Suppose you want to write down some mathematics. How do you do it?

1. Option 1: by hand

This method is recommended for CS202 assignments.

Advantages
Don't need to learn any special formatting tools: any symbol you can see you can copy. Very hard to make typographical errors.
Disadvantages
Not so good for publishing. Results may be ugly if you have bad handwriting. Results may be even worse if you copy somebody else's bad handwriting.
Example

handwrittenmath.png

2. Option 2: LaTeX

This is what I use for writing papers.

Advantages
Very nice formatting. De facto standard for mathematics publishing. Free.
Disadvantages
You have to install it and learn it. Can't tell what something looks like until you run it through a program. Cryptic and uniformative 1970's-era error messages.
Example

\[
\sum_{i=1}^n i = \frac{n(n+1)}{2}
\]

The text above was generated by this source code:

\[
\sum_{i=1}^n i = \frac{n(n+1)}{2}
\]

although a real LaTeX document would also include some boilerplate around it.

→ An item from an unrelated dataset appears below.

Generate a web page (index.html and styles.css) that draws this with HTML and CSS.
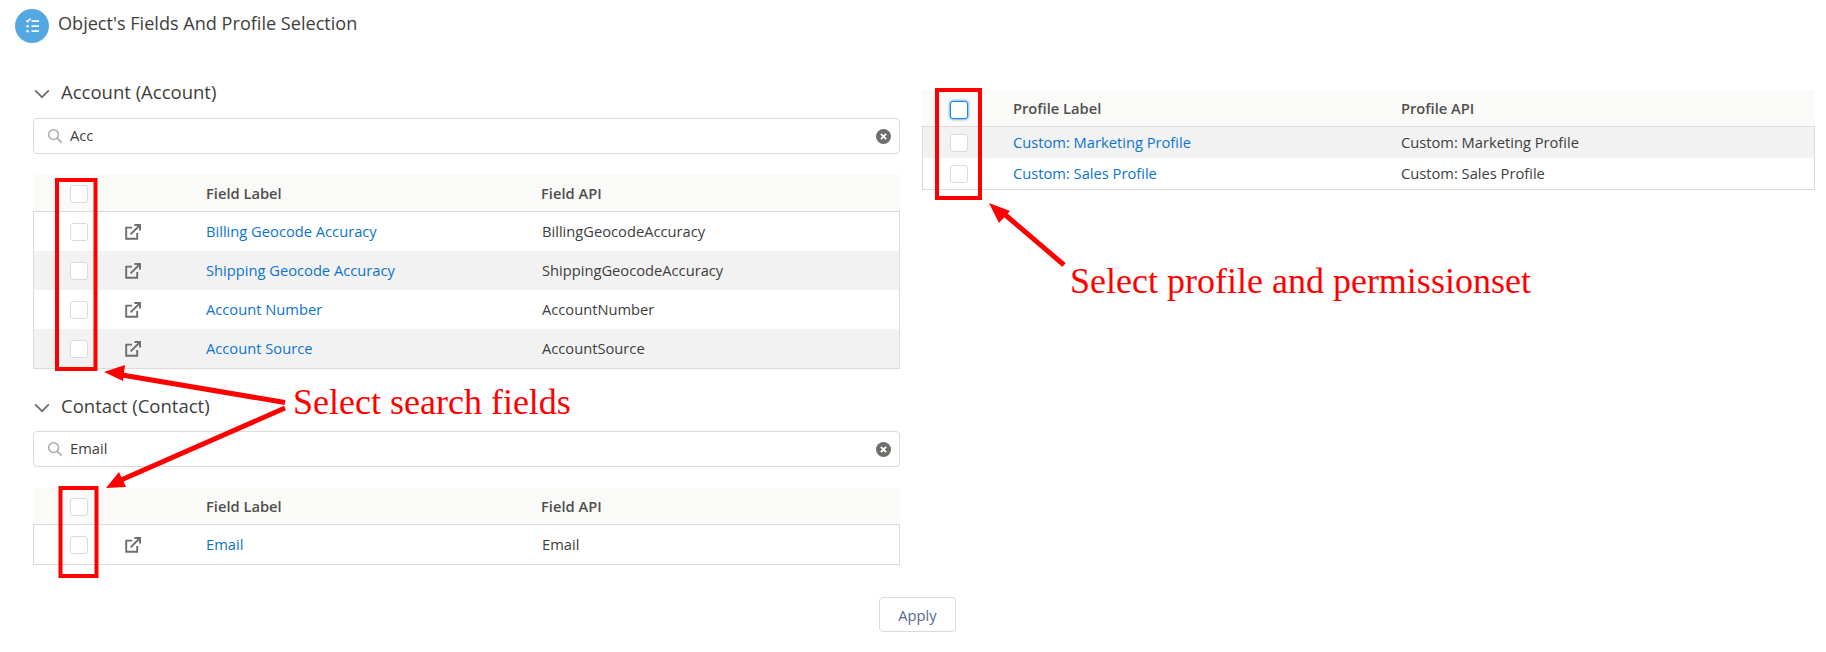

You can find many introductions to LaTeX at http://www.latex-project.org/guides/. LaTeX runs on the computers in the Zoo, and can be made to run on just about anything.

There are front-ends to LaTeX like LyX that try to make it WYSIWYG. I don't use any of them personally.

3. Option 3: Microsoft Word equation editor

This is probably a bad habit to get into.

Advantages
There's a good chance you already type things up in Word.
Disadvantages
Ugly formatting.

I don't use Word much, so no example.

4. Option 4: ASCII and/or Unicode art

This is the method used on most of the pages on this wiki.

Advantages

Everybody can read ASCII and most people can read Unicode. No special formatting required. Results are mostly machine-readable (e.g., trying copying the ∑ symbol to the search box above and see what pages contain it).

Disadvantages
Very ugly formatting. Writing Unicode on a computer is a bit like writing Chinese—you need to learn how to input each possible character using whatever system you've got. May render strangely on some browsers.
Example
sum[i=1 to n] i = n(n+1)/2 (ASCII) or ∑[i=1‥n] i = n(n+1)/2 (Unicode).

Or a fancy version:

 n     n(n+1)
 ∑ i = —————— 
i=1       2

Amazingly enough, many mathematics papers from the typewriter era (pre-1980 or thereabouts) were written like this, often with the more obscure symbols inked in by hand. Fortunately (for readers at least), we don't have to do this any more.